Le premier juge a ainsi à tort retenu la faiblesse du chiffre d'affaires des ventes dans le département du Rhône pour écarter sa compétence. En droit français, l'option de compétence n'est pas conditionnée par la prépondérance mathématique d'une activité accomplie au lieu choisi par le demandeur pour saisine de la juridiction.

Sans plus ample discussion, le jugement est infirmé, pour dire que le tribunal de commerce de Lyon doit reprendre le jugement de l'affaire.

En effet, contrairement à ce que sollicite Me Y, la cour n'entend pas faire application de l'article 89 du Code de procédure civile et évoquer le dossier. Il est de bonne justice d'octroyer aux deux parties un double degré de juridiction.

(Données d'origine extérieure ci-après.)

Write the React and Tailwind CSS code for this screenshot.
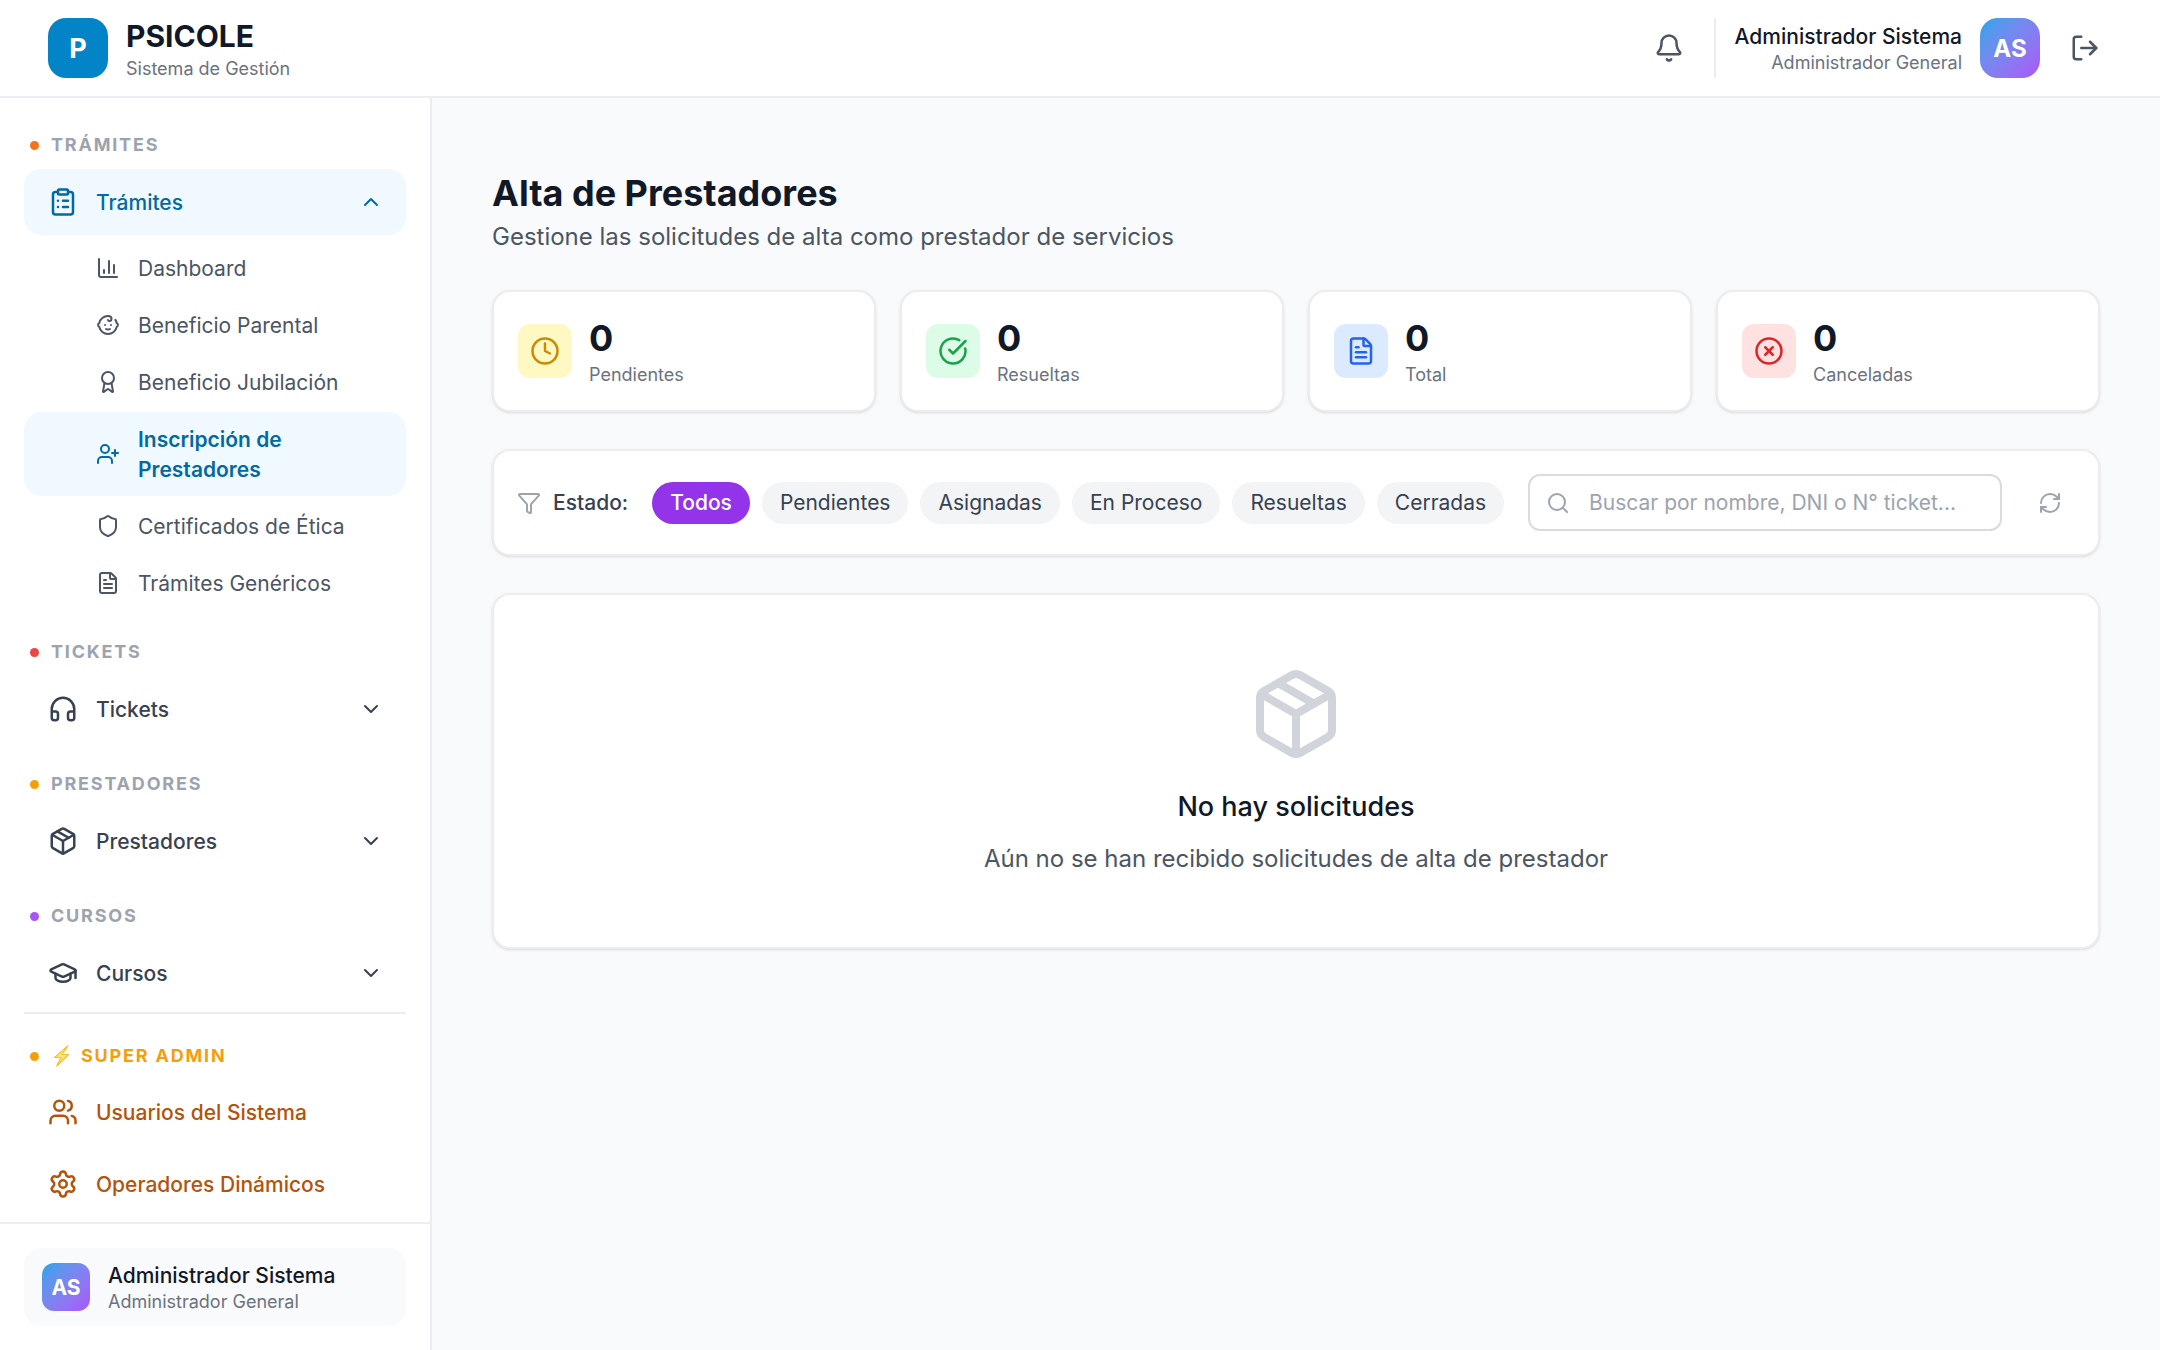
import {
  Award,
  Baby,
  Bell,
  ChartColumn,
  ChevronDown,
  ChevronUp,
  CircleCheckBig,
  CircleX,
  ClipboardList,
  Clock,
  FileText,
  Funnel,
  GraduationCap,
  Headphones,
  LogOut,
  Package,
  RefreshCw,
  Search,
  Settings,
  Shield,
  UserPlus,
  Users,
} from 'lucide-react'

const subItems = [
  { label: 'Dashboard', icon: ChartColumn },
  { label: 'Beneficio Parental', icon: Baby },
  { label: 'Beneficio Jubilación', icon: Award },
  { label: 'Inscripción de Prestadores', icon: UserPlus, active: true },
  { label: 'Certificados de Ética', icon: Shield },
  { label: 'Trámites Genéricos', icon: FileText },
]

const stats = [
  { label: 'Pendientes', icon: Clock, box: 'bg-[#fef9c3]', color: 'text-[#ca8a04]' },
  { label: 'Resueltas', icon: CircleCheckBig, box: 'bg-[#dcfce7]', color: 'text-[#16a34a]' },
  { label: 'Total', icon: FileText, box: 'bg-[#dbeafe]', color: 'text-[#2563eb]' },
  { label: 'Canceladas', icon: CircleX, box: 'bg-[#fee2e2]', color: 'text-[#dc2626]' },
]

const filters = ['Todos', 'Pendientes', 'Asignadas', 'En Proceso', 'Resueltas', 'Cerradas']

function SectionLabel({ dot, children }) {
  return (
    <div className="flex h-6 items-center gap-3 px-1.5 pt-0.5">
      <span className={`h-[9px] w-[9px] rounded-full ${dot}`} />
      <span className="text-[18px] leading-[22px] font-bold tracking-[1.8px] text-[#9ca3af] uppercase">{children}</span>
    </div>
  )
}

function NavItem({ icon: Icon, label, chevron, active, color = 'text-[#374151]' }) {
  const Chevron = active ? ChevronUp : ChevronDown
  return (
    <div className={`flex h-[66px] items-center gap-[18px] rounded-[18px] pr-[23px] pl-6 ${active ? 'bg-[#f0f9ff] text-[#0369a1]' : color}`}>
      <Icon size={30} strokeWidth={2} className="shrink-0" />
      <span className="mt-0.5 flex-1 text-[21px] leading-[30px] font-medium">{label}</span>
      {chevron && <Chevron size={24} strokeWidth={2} className="shrink-0" />}
    </div>
  )
}

function Sidebar() {
  return (
    <aside className="flex w-[432px] shrink-0 flex-col border-r-2 border-[#ebedf0] bg-white">
      <nav className="flex-1 px-6 pt-[34px]">
        <SectionLabel dot="bg-[#f97316]">Trámites</SectionLabel>
        <div className="mt-[13px]">
          <NavItem icon={ClipboardList} label="Trámites" chevron active />
        </div>
        <ul className="mt-1.5 flex flex-col gap-[3px]">
          {subItems.map((item) => (
            <li
              key={item.label}
              className={`flex items-center gap-[18px] rounded-[18px] py-3 pr-6 pl-[72px] text-[21px] leading-[30px] ${
                item.active ? 'bg-[#f0f9ff] font-semibold text-[#0369a1]' : 'text-[#4b5563]'
              }`}
            >
              <item.icon size={24} strokeWidth={2} className="shrink-0" />
              <span className="mt-px -mb-px">{item.label}</span>
            </li>
          ))}
        </ul>

        <div className="mt-[29px]">
          <SectionLabel dot="bg-[#ef4444]">Tickets</SectionLabel>
        </div>
        <div className="mt-[13px]">
          <NavItem icon={Headphones} label="Tickets" chevron />
        </div>

        <div className="mt-[29px]">
          <SectionLabel dot="bg-[#f59e0b]">Prestadores</SectionLabel>
        </div>
        <div className="mt-[13px]">
          <NavItem icon={Package} label="Prestadores" chevron />
        </div>

        <div className="mt-[29px]">
          <SectionLabel dot="bg-[#a855f7]">Cursos</SectionLabel>
        </div>
        <div className="mt-[13px]">
          <NavItem icon={GraduationCap} label="Cursos" chevron />
        </div>

        <div className="mt-1.5 border-t-2 border-[#ebedf0]" />

        <div className="mt-[29px] flex h-6 items-center gap-3 px-1.5 pt-0.5">
          <span className="h-[9px] w-[9px] rounded-full bg-[#f59e0b]" />
          <svg width="18" height="22" viewBox="0 0 18 22" aria-hidden="true" className="shrink-0">
            <path d="M16.8 1 3.5 12.5H10L5.7 21 17.5 9.5H11Z" fill="#fde68a" stroke="#fbbf24" strokeWidth="1.2" strokeLinejoin="round" />
          </svg>
          <span className="text-[18px] leading-[22px] font-bold tracking-[1.8px] text-[#f59e0b] uppercase">Super Admin</span>
        </div>
        <div className="mt-3 flex flex-col gap-1.5">
          <NavItem icon={Users} label="Usuarios del Sistema" color="text-[#b45309]" />
          <NavItem icon={Settings} label="Operadores Dinámicos" color="text-[#b45309]" />
        </div>
      </nav>

      <div className="border-t-2 border-[#ebedf0] px-6 py-6">
        <div className="flex h-[78px] items-center gap-[18px] rounded-[18px] bg-[#f9fafb] px-[18px]">
          <div className="flex h-12 w-12 items-center justify-center rounded-[12px] bg-gradient-to-br from-[#0ea5e9] to-[#a855f7] pt-0.5 text-[21px] font-bold text-white">
            AS
          </div>
          <div>
            <p className="pt-0.5 text-[21px] leading-[28px] font-medium text-[#111827]">Administrador Sistema</p>
            <p className="text-[18px] leading-6 text-[#6b7280]">Administrador General</p>
          </div>
        </div>
      </div>
    </aside>
  )
}

function Header() {
  return (
    <header className="flex h-[98px] shrink-0 items-center justify-between border-b-2 border-[#ebedf0] bg-white px-12">
      <div className="flex items-center gap-[18px]">
        <div className="flex h-[60px] w-[60px] items-center justify-center rounded-[18px] bg-[#0284c7] pt-0.5 text-[27px] font-bold text-white">
          P
        </div>
        <div>
          <h1 className="text-[30px] leading-[42px] font-bold text-[#111827]">PSICOLE</h1>
          <p className="text-[18px] leading-6 text-[#6b7280]">Sistema de Gestión</p>
        </div>
      </div>

      <div className="flex items-center gap-[18px]">
        <button aria-label="Notificaciones" className="p-3 text-[#4b5563]">
          <Bell size={30} strokeWidth={2} />
        </button>
        <div className="flex items-center gap-[18px] border-l-2 border-[#ebedf0] pl-[19px]">
          <div className="text-right">
            <p className="pt-0.5 text-[21px] leading-[28px] font-medium text-[#111827]">Administrador Sistema</p>
            <p className="text-[18px] leading-6 text-[#6b7280]">Administrador General</p>
          </div>
          <div className="flex h-[60px] w-[60px] items-center justify-center rounded-[18px] bg-gradient-to-br from-[#0ea5e9] to-[#a855f7] pt-0.5 text-[24px] font-bold text-white">
            AS
          </div>
        </div>
        <button aria-label="Salir" className="p-3 text-[#4b5563]">
          <LogOut size={30} strokeWidth={2} />
        </button>
      </div>
    </header>
  )
}

function Main() {
  return (
    <main className="min-w-0 flex-1 bg-[#f9fafb] px-[60px] pt-[71px]">
      <h2 className="text-[36px] leading-[48px] font-bold text-[#111827]">Alta de Prestadores</h2>
      <p className="mt-0.5 text-[24px] leading-9 text-[#4b5563]">Gestione las solicitudes de alta como prestador de servicios</p>

      <div className="mt-[35px] grid grid-cols-4 gap-6">
        {stats.map((stat) => (
          <div
            key={stat.label}
            className="flex h-[122px] items-center gap-[17px] rounded-[18px] border-2 border-[#ebedf0] bg-white px-6 shadow-sm"
          >
            <div className={`flex h-[54px] w-[54px] items-center justify-center rounded-[12px] ${stat.box} ${stat.color}`}>
              <stat.icon size={30} strokeWidth={2} />
            </div>
            <div className="pb-0.5">
              <p className="text-[36px] leading-[48px] font-bold text-[#111827]">0</p>
              <p className="mt-px text-[18px] leading-6 text-[#6b7280]">{stat.label}</p>
            </div>
          </div>
        ))}
      </div>

      <div className="mt-[37px] flex h-[107px] items-center rounded-[18px] border-2 border-[#ebedf0] bg-white pr-6 pl-[23px] shadow-sm">
        <Funnel size={24} strokeWidth={2} className="shrink-0 text-[#9ca3af]" />
        <span className="ml-3 pt-px text-[21px] font-medium text-[#374151]">Estado:</span>
        <div className="ml-6 flex gap-3">
          {filters.map((filter, i) => (
            <button
              key={filter}
              className={`h-[42px] rounded-full px-[18px] pt-px text-[21px] leading-[30px] ${
                i === 0 ? 'bg-[#9333ea] font-medium text-white' : 'bg-[#f3f4f6] text-[#374151]'
              }`}
            >
              {filter}
            </button>
          ))}
        </div>
        <div className="ml-6 flex h-[57px] min-w-0 flex-1 items-center gap-[19px] rounded-[12px] border-2 border-[#d8dbe1] px-4">
          <Search size={24} strokeWidth={2} className="shrink-0 text-[#9ca3af]" />
          <input
            placeholder="Buscar por nombre, DNI o N° ticket..."
            className="min-w-0 flex-1 bg-transparent pt-px text-[21px] outline-none placeholder:text-[#9ca3af]"
          />
        </div>
        <button aria-label="Actualizar" className="ml-6 p-3 text-[#9ca3af]">
          <RefreshCw size={24} strokeWidth={2} />
        </button>
      </div>

      <div className="mt-[37px] flex h-[356px] flex-col items-center rounded-[18px] border-2 border-[#ebedf0] bg-white pt-[71px] shadow-sm">
        <Package size={96} strokeWidth={2} className="text-[#d1d5db]" />
        <h3 className="mt-6 text-[27px] leading-[42px] font-medium text-[#111827]">No hay solicitudes</h3>
        <p className="mt-[13px] text-[24px] leading-9 text-[#4b5563]">Aún no se han recibido solicitudes de alta de prestador</p>
      </div>
    </main>
  )
}

export default function App() {
  return (
    <div className="flex h-[1350px] flex-col overflow-hidden bg-[#f9fafb] font-['Inter',sans-serif]">
      <Header />
      <div className="flex min-h-0 flex-1">
        <Sidebar />
        <Main />
      </div>
    </div>
  )
}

Les entiers dépens avec application de l'article 699 du Code de procédure civile sont imputés à MAM Baby France qui doit en outre supporter la charge d'une indemnité de procédure à verser à l'appelant.

Par ces motifs : LA COUR, statuant publiquement et par arrêt contradictoire, Infirme le jugement déféré, statuant à nouveau et y ajoutant, Rejette l'exception d'incompétence soulevée par MAM Baby France au profit du tribunal de commerce de Paris, Juge que le tribunal de commerce de Lyon est territorialement compétent et doit, à défaut d'évocation par la cour, poursuivre le jugement du dossier, Condamne la société MAM Baby France à payer à Me Y ès qualités de liquidateur des sociétés Lilikim SAS et Lilikim Agency une indemnité de procédure de 3 000, Condamne la société MAM Baby France aux entiers dépens, avec pour ceux d'appel application de l'article 699 du Code de procédure civile.